姜让不会出尔反尔,只是脑子里奇怪的想法总是不停的往外冒。
他能理解祁斯越的心情,看得出他已经把这个孩子当做了亲生的,是不会同意把孩子贡献出来做研究。
“我不想你问这些。”
祁斯越很抵触这些问题,会觉得他是在剖析孩子。
对于牺牲一个人救一百个人、一千个人甚至万万个人,这个论题一直很有争议。
大多数都觉得牺牲一人而救千万人是对的,可假如必须被牺牲的是自己,又是否能坦然地去接受。
愿意为了群体而牺牲是伟大的,不愿意也只是人之常情。
姜让没有孩子但他能理解,如果研究的对象换做自己的至亲至爱,他也没办法毫不犹豫的同意。
“你别激动,那就不聊这些了,你们什么时候下山的?”
他换了个话题聊,没有继续纠结于眼前的这个孩子。
祁斯越情绪也逐渐平复下来,把在山下的事情大致给他讲了一下,关于孩子的事情也说了不少。
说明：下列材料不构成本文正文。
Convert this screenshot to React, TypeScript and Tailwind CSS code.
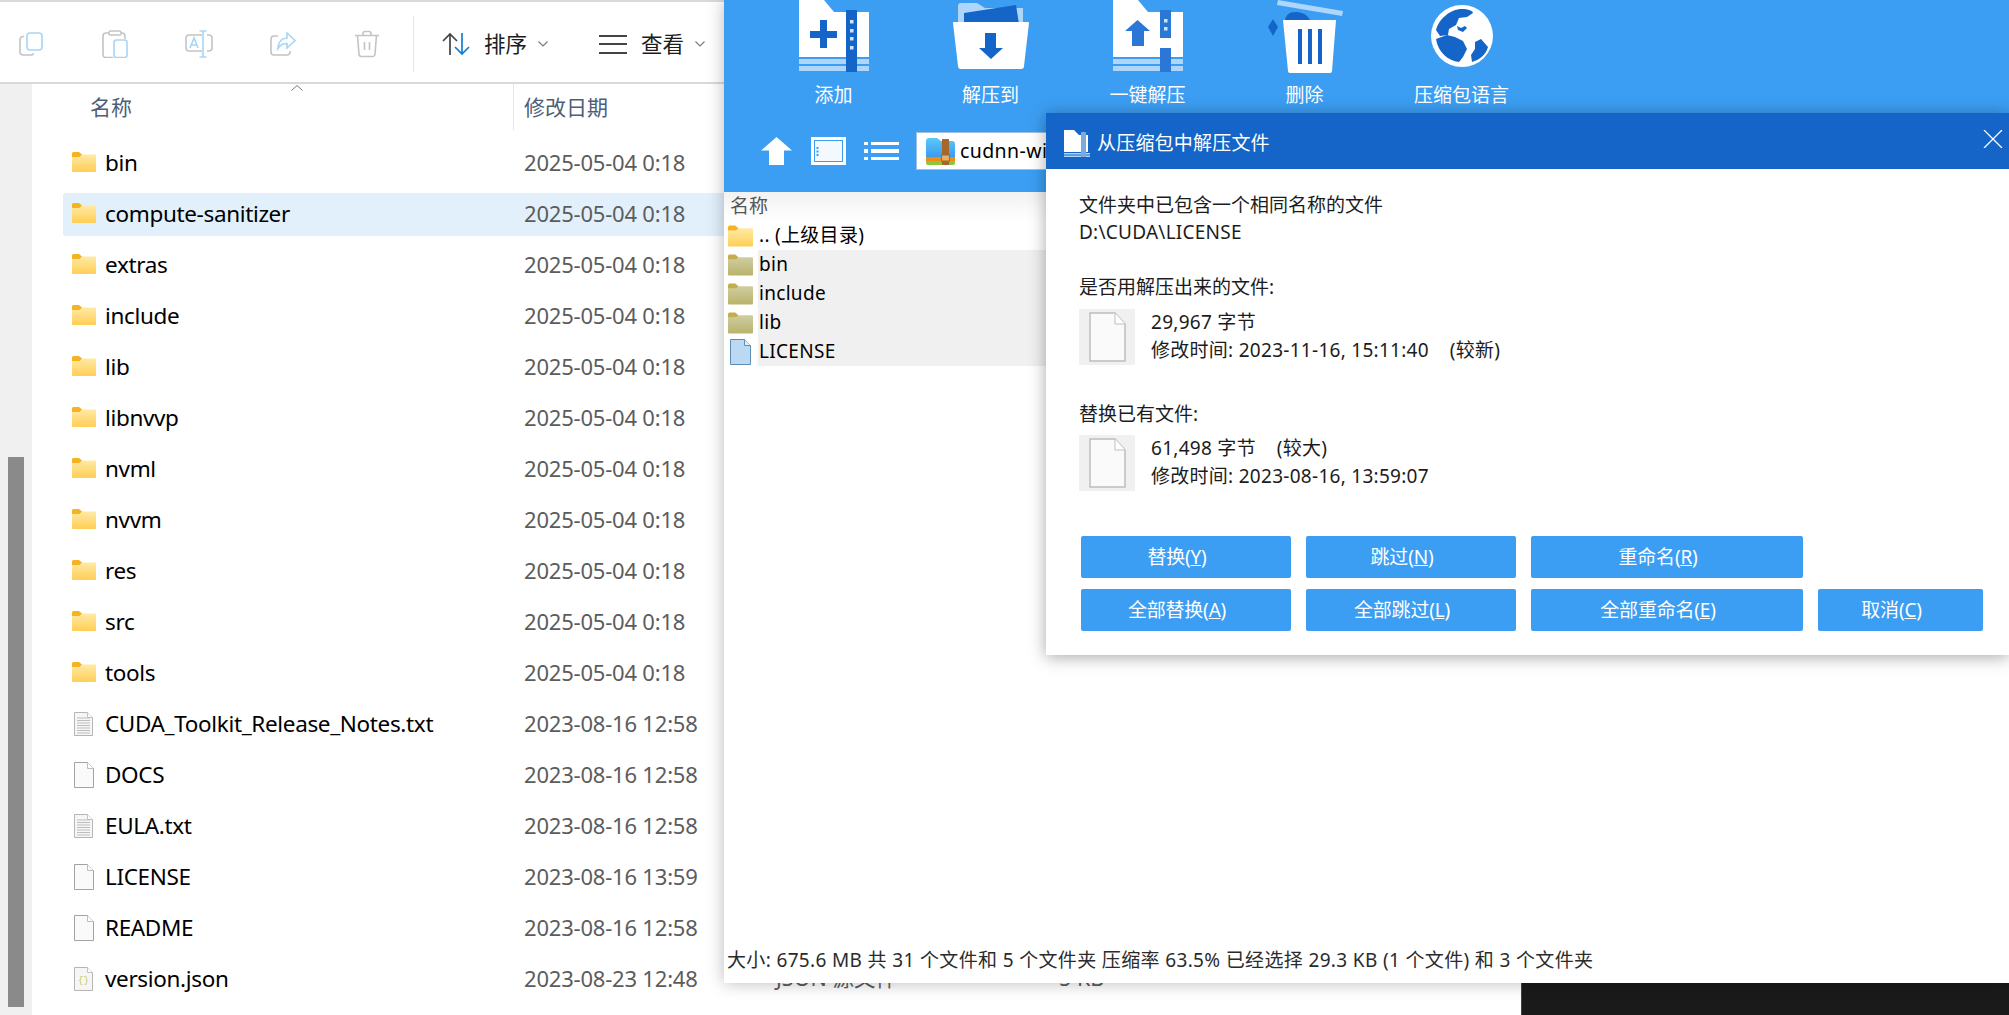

“这样看她应该是体内携带丧尸病毒,但并未被病毒完全感染,她是不是注射过什么?”
姜让听他讲完和孩子的相遇,以及孩子平时和正常人一样的习性,觉得她有点像注射了阻断病毒的疫苗。
可能是阻断时间的有点晚,皮肤已经完成了变异,但体内并没有受到影响。
“不清楚…”
那时候病毒刚爆发,祁斯越只是觉得她没有变异好,根本没办法想到这个世界上还有可阻断病毒的疫苗。
“沅沅,你还有印象吗?有没有人给你注射过什么?在你被咬了之后。”
姜让看着她温和的询问,这种程度都能阻断,说明对方的疫苗比他们研究出来的更厉害。
这一问还真让他给问到了重点,小家伙仔细的思考过后点点头。
“兔子扎了我一针。”
她被咬之后很难受,具体发生了什么已经记不清楚,扎针有一点痛所以有印象。
“什么兔子?扎完你就好了吗?”
姜让被她这句话绕的有点闷,兔子给人打针听起来实在是太离谱了。
“不知道,就是扎了一针,感觉痛痛的。”
沅沅指了指自己的胳膊,当时大概就扎在这个位置,后面的就很模糊记不清楚,反正她慢慢清醒了过来。
“应该是有什么人给她注射了药物,病毒感染后意识会变得模糊,她应该是把人看成了兔子。”
姜让觉得这样想一切就都说的通了,孩子身上并没有什么特殊的抗体,只是被人打了一针阻断药而已。
只是究竟是谁能够在病毒爆发时就研究出疫苗?
那他为什么不把这项研究公布出来?
“如果只是这样的话,我想抽一点她的血做化验,你放心好了,不需要拿她整个人来做研究。”
“恐怕不太行…”
祁斯越听他这样说也松了口气,药物带来的改变,比她本身能对抗病毒要让人轻松的多。
“我只是取她一点血而已,这你也信不过我?”
姜让没想到只是两年没有联系,兄弟之间的信任就这样没了,真是令人心寒。
“过去这么久也不知道还能不能分析出她当时使用的是什么药物,如果能够提取出来,研制出更厉害的阻断药,那就能减缓如今丧尸成群的境况。”
“不是不让你抽,而是她的血没那么好抽。”
祁斯越明白他说的话,如果能在不伤害孩子的情况下,可以多挽救一些生命,自己是愿意的。
别人他信不过,眼前的朋友他是信得过的。